このような、化学反応を理解するということ自体は、すぐには私たちの生活に役立つことではありません。しかし、こういった基礎研究の結果を別の研究者が参考にして、新しい物質の合成や新しい性質の発見につなげることで、私たちの生活が豊かになるのです。そう考えると、ここで研究していることは、縁の下の力持ちとも言えますね。
これは「紫外可視分光光度計」という測定機器。物質を反応させたときの変化を、紫外線を当てて測定しています。この研究室には何台もあり、取材したときも測定中でした。
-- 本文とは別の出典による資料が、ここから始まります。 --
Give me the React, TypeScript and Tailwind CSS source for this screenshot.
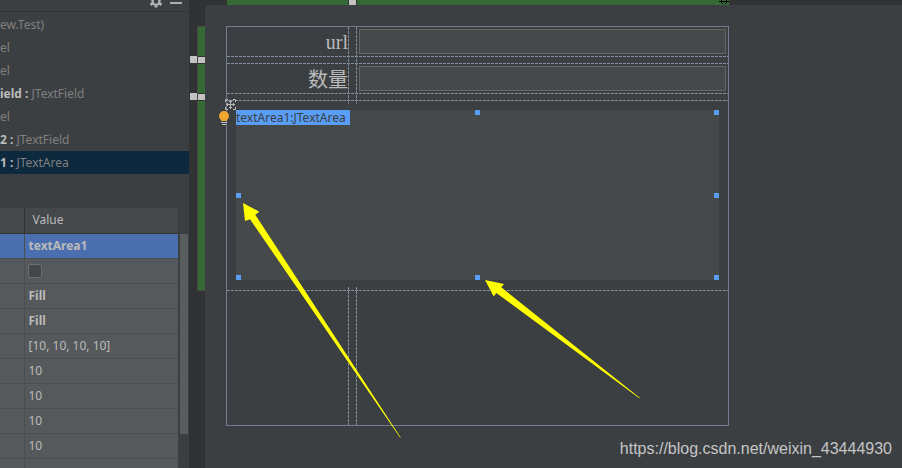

実験テーブルの上には、試薬が入ったビン・実験器具・実験用品などが、ところ狭しと並んでいました。
実験がうまくいかないときも、研究室のメンバーや先生がついている!
この研究室に所属する学生は、個別に研究テーマを持っています。「白金と有機物(炭素を含む化合物)の反応」を研究しているのは修士2年の寺田高朗さん。「予想を立てて反応を見ますが、予想とは全然違うような兆候が見られると、それはまたおもしろい発見」だそうです。ここにも、先ほどの石原先生の「やってみないとわからない」と通じるものがあります。ちなみに、今解析している反応は3日かかるとのこと! データをとるのが大変ですが、そこは実験の組み立て方を工夫することで、効率よく研究を進めているそうです。
学部4年の藤岡侑里さんは「発光特性のあるイリジウム錯体の新規合成」を研究テーマにしています。「新しいものを作っているので、それをやり通したいです。今までにないものを作ろうとしているので、うまくいかないときもあります」。高校の実験では、手順などが決まっていて、ちゃんと結果が出るようになっています。しかし、研究室の実験では、手順から自分で調べることから始まり、予想通りの結果が出るとは限らないので大変です。
実験をしていると、どうしても帰りが遅くなることもあるようですが「周りの友達も残ってたら楽しくなっちゃう」(藤岡さん)そうです。この取材をしているそばでも、研究室のメンバーは和やかに話をしながら実験をしていて、とてもアットホームな雰囲気が感じられました。そこで、石原先生のイメージを尋ねると「質問に丁寧に答えてくれて、課題を解決してくれる」(寺田さん)という返事。頼もしい先生のようです。
そんな学生を、石原先生はどのように見ているのでしょうか。「学部4年で研究室に入ると、自分のテーマで研究するので意識が変わります。1年くらい経つと意識がかなり変わるので、研究室に入る意味はあると思います」。自分で手順を考えて実験を行い、結果を分析するというプロセスを身につけてもらいたいと考えて、学生に指導しているようです。このように、先生と学生がいっしょになって、誰も知らないことを見つける、誰も作ったことがないものを作るのが、この研究室の魅力だと感じました。
これは蛍光を放つ錯体。紫外線を当てると黄緑色に光ります。特定の物質と結合するとさらに性質が変わることから、その物質のセンサーとしての利用法も考えられています。
この蛍光物質は、金属と結合させて錯体を作るための材料。錯体を作るための材料も、自分たちで作ることもあるそうです。